Better Call Saul 1.04: Hero
When we met Saul back in season two of Breaking Bad, he was introduced as a ‘criminal lawyer’ – a sleazy, corrupt attorney fully comfortable with his dabblings into the criminal underworld – but the Jimmy McGill we’ve seen thus far has been a fairly moral person, more inclined to do the right thing rather than the thing that will bring him the most money. But how long can Jimmy stay Jimmy, before he gets pulled under into the world of criminality and corruption?

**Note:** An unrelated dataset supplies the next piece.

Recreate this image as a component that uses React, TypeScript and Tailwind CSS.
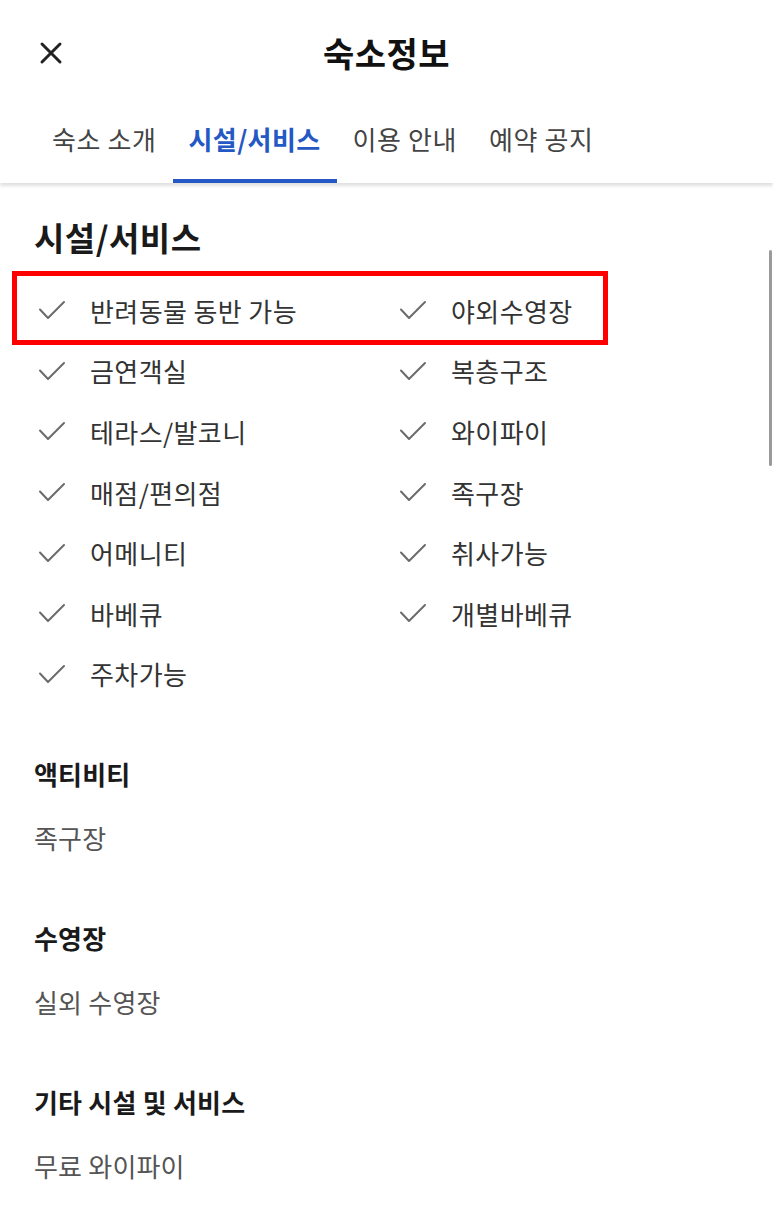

This week’s episode, Hero, began with a fun flashback showing Jimmy back in his conman ‘Slippin’ Jimmy’ days, stealing money from a dumb local crook in a very clever con – and the idea of Slippin’ Jimmy resonated throughout the episode, as Jimmy began to slip back into his old conman ways. If that sounds a little introspective and grim to you, Better Call Saul is here to subvert that – Hero was the funniest episode yet, with Jimmy’s attempts to one-up his former employer Hamlin genuinely funny in their seeming pettiness, and his ‘creative accounting’ to justify his sudden influx of cash (read, bribe) showing a light-hearted but subtly dark look at Jimmy’s more amoral side emerging. This lightness of touch kept the episode entertaining and breezy despite the lack of action – if the previous episodes could occasionally feel a tad stodgy at points, Hero avoids that problem and keeps the entertainment factor up from start to finish.
Likewise, the renewed focus on Jimmy as an underdog fighting against ‘the man’ is a smart move, allowing viewers to root for him despite his beginning slide into moral muddiness by pitting him against a far larger villain in something of a David v Goliath story. The central con involving a billboard and a convenient rescue from Jimmy was an example of how this new focus works rather well – Jimmy has very little at his disposal, and must rely solely on his wits to climb up the ladder of the legal world. When he counts out his small pile of cash and says ‘On this rock, I will build my church’, it’s clear that Jimmy’s road to becoming Saul Goodman, criminal lawyer won’t be an easy one – but thankfully for the viewers, a difficult journey fraught with difficulties and battles against those larger than Jimmy is an awful lot of fun to watch.
In addition to this, we had a great stylized sequence to set up some intriguing conflict later on down the line – as Jimmy’s ill brother Chuck makes a rare and terrifying journey outside to recover a paper exalting Jimmy’s ‘heroics’ with the billboard. It’s a terrifically directed sequence, allowing the viewer to peek into Chuck’s very different point of view in a sequence that’s both faintly amusing (a shot of a neighbour looking in on confusion at the bizarre image of Chuck scampering back to his house covered in his foil ‘space blanket’) and utterly disorientating (the shaking, juddering camerawork and the buzzing of the power lines) – a visually striking highlight, it’s the sort of well-directed sequence that Breaking Bad was famous for.
Hero saw Jimmy embrace his identity as ‘the kind of lawyer guilty people hire’ – a major step in the evolution we’ll see unfold throughout this series – and while seeing Jimmy as a more morally righteous and down-on-his-luck individual in the first couple of episodes was interesting, his change this episode into a slightly seedier lawyer getting by on his wits is most welcome. Whatever happens next, this reviewer can’t wait for more.